When later deployed in the production environment, the corrupted ML model would have learned incorrect patterns, creating security holes that attackers could exploit. Data poisoning attacks are dangerous threats because manipulation during training can have an ongoing impact, long after the attack is over.

Evasion attack

In this type of attack, the ML model is already trained, so attackers work to craft the input samples during deployment to force the classifier to misclassify them. A good example is AI-powered anti-spam filter solutions. Attackers could conceal the SPAM code within a transparent image to prevent the textual AI-powered spam filter from detecting it.

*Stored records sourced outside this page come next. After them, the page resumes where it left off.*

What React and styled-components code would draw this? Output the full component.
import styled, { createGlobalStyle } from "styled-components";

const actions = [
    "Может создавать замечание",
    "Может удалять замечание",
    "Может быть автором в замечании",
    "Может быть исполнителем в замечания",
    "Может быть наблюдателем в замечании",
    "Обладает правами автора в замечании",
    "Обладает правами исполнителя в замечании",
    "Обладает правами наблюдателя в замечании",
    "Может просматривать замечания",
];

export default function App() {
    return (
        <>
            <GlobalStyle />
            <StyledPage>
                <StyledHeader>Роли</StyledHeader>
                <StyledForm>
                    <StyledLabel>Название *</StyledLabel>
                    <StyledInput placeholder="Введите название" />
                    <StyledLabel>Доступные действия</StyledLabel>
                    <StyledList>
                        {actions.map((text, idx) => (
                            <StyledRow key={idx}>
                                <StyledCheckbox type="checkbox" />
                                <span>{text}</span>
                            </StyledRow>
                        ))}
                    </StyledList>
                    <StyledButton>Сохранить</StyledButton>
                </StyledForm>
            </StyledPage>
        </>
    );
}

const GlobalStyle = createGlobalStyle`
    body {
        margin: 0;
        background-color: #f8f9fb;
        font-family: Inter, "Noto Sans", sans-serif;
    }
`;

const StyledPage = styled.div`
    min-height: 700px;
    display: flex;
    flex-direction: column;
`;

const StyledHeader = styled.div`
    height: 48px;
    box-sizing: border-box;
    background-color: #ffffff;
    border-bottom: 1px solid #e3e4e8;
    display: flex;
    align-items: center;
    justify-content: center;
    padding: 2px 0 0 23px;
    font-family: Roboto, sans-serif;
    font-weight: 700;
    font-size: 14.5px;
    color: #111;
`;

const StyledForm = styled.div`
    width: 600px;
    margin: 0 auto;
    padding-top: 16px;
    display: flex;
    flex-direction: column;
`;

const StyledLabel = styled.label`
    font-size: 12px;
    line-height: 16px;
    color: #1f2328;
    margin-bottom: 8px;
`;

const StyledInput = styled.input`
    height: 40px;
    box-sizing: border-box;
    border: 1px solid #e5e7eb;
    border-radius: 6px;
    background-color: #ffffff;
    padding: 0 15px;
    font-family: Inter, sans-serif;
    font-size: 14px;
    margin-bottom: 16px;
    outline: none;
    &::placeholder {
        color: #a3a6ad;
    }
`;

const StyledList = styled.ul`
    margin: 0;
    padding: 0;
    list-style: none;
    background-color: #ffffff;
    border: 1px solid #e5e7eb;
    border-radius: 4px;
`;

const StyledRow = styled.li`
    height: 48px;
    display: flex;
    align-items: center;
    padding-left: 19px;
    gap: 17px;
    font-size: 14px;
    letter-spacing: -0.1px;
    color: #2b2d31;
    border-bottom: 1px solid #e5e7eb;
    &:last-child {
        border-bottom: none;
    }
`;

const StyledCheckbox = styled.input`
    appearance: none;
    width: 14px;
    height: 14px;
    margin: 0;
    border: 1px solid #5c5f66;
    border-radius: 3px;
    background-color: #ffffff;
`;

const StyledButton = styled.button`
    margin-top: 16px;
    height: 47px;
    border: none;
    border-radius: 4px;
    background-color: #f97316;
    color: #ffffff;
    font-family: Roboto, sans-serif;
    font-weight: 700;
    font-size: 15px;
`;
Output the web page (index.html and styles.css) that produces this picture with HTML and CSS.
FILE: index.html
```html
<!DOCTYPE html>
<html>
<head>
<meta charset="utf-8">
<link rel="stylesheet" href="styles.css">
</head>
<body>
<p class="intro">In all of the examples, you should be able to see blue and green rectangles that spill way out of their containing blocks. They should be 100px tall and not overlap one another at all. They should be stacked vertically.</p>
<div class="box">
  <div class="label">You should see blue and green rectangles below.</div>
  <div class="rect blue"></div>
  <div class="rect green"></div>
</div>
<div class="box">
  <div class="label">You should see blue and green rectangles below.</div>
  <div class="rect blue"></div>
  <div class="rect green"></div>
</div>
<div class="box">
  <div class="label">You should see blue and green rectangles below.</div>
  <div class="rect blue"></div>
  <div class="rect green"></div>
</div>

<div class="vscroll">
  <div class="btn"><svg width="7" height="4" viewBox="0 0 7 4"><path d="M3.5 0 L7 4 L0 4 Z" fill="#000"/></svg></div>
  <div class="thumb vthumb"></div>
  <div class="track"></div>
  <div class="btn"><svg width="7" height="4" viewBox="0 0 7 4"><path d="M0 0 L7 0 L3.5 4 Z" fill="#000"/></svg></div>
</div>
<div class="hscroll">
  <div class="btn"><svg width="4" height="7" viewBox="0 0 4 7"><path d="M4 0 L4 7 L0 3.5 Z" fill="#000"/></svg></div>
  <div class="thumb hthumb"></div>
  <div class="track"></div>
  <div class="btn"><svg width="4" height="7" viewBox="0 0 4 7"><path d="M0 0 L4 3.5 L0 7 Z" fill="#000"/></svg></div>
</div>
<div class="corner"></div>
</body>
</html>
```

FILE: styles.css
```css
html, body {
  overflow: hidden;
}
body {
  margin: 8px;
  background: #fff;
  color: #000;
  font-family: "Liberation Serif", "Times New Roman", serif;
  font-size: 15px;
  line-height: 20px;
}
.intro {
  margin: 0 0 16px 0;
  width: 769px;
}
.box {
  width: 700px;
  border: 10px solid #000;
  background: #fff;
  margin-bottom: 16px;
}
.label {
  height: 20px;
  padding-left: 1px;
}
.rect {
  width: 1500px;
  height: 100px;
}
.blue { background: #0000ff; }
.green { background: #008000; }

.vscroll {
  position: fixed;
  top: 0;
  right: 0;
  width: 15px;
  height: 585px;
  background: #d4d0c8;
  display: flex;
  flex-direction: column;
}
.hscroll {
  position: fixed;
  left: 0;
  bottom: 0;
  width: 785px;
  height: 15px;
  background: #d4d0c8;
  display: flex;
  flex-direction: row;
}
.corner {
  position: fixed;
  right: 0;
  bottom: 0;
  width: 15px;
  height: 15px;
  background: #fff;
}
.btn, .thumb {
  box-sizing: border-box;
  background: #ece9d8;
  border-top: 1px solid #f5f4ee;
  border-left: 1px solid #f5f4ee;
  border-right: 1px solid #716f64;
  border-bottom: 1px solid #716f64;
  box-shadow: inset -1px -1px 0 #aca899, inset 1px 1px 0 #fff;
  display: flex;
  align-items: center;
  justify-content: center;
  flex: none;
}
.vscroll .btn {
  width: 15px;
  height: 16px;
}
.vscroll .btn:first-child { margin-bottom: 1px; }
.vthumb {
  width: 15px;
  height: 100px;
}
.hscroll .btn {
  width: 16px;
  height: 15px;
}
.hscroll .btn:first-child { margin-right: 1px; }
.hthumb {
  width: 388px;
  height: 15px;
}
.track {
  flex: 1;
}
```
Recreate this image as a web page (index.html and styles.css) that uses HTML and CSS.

Evasion is different from a poison attack. In evasion, attackers don’t change the behavior of the machine learning model by manipulating training data – instead, they exploit its weaknesses (e.g., weak-tuned parameters or susceptible architectures) through specifically crafted inputs to make the model produce inaccurate results. For example, in an evasion attack, hackers might add slight perturbations to an image to cause an image classifier to recognize it wrongfully during inference (e.g., misclassifying a tree as a tank during inference). However, the model’s parameters and training process are unchanged.

Extraction attack

Model extraction attacks involve replicating a target machine-learning model and training a substitute model on the inputs and outputs. This allows attackers to steal sensitive data, such as intellectual property or proprietary logic, embedded in high-value AI systems.

Extraction focuses on stealing the model itself rather than observing its response to copy its behaviors. The attackers query the target model with selected inputs, observe the outputs, and train a substitute model to resemble the input-output mapping. If successful, the adversary gets a copied version of the model.

Model extraction exposes confidential information in the original model’s architecture, logic, and training data. It also allows the adversary to conduct further attacks using their extracted model copy, such as creating evasion inputs or manipulating model logic.

Model extraction poses two primary risks:

The attacker can steal the model and reveal how the machine learning system works.
Stealing the model can facilitate other attack types, such as poisoning, logic, data leakage, model misuse, evasion and model inversion attacks.

Inference attack

In this attack, adversaries try to discover what training data was used to train the ML system and take advantage of any weaknesses or biases in data to exploit it.

For instance, ML systems used in banking and medical organizations are trained to use sensitive client information, such as names, birth dates, addresses, account passwords, credit card numbers, health information, and other personal details.

Suppose, after finishing the training period, a bank decided to remove their sensitive client’s information from the ML datasets. Although the client’s data were removed, the ML model has learned a lot of sensitive information about its customers and could be subject to inference attacks. An attacker could probe the ML model with crafted input to reveal sensitive information.

How to combat adversarial attacks against ML systems?

Adversarial attacks are considered the most critical security risks facing machine learning systems today. To combat them, machine learning engineers should take precautions such as:

Adversarial training, which augments training data with sample malicious inputs to improve model robustness.
Anomaly detection techniques to identify patterns that could represent adversarial inputs.
Robust model architectures and training procedures designed to resist adversarial manipulation.
Monitoring systems and networks to detect abnormal traffic whihch can indicate to a cyberattack. We can use security solutions such as intrusion detection systems (IDS) and anomaly detection systems (ADS).
Implementing security best practices like data encryption, access controls, and IT infrastructure hardening.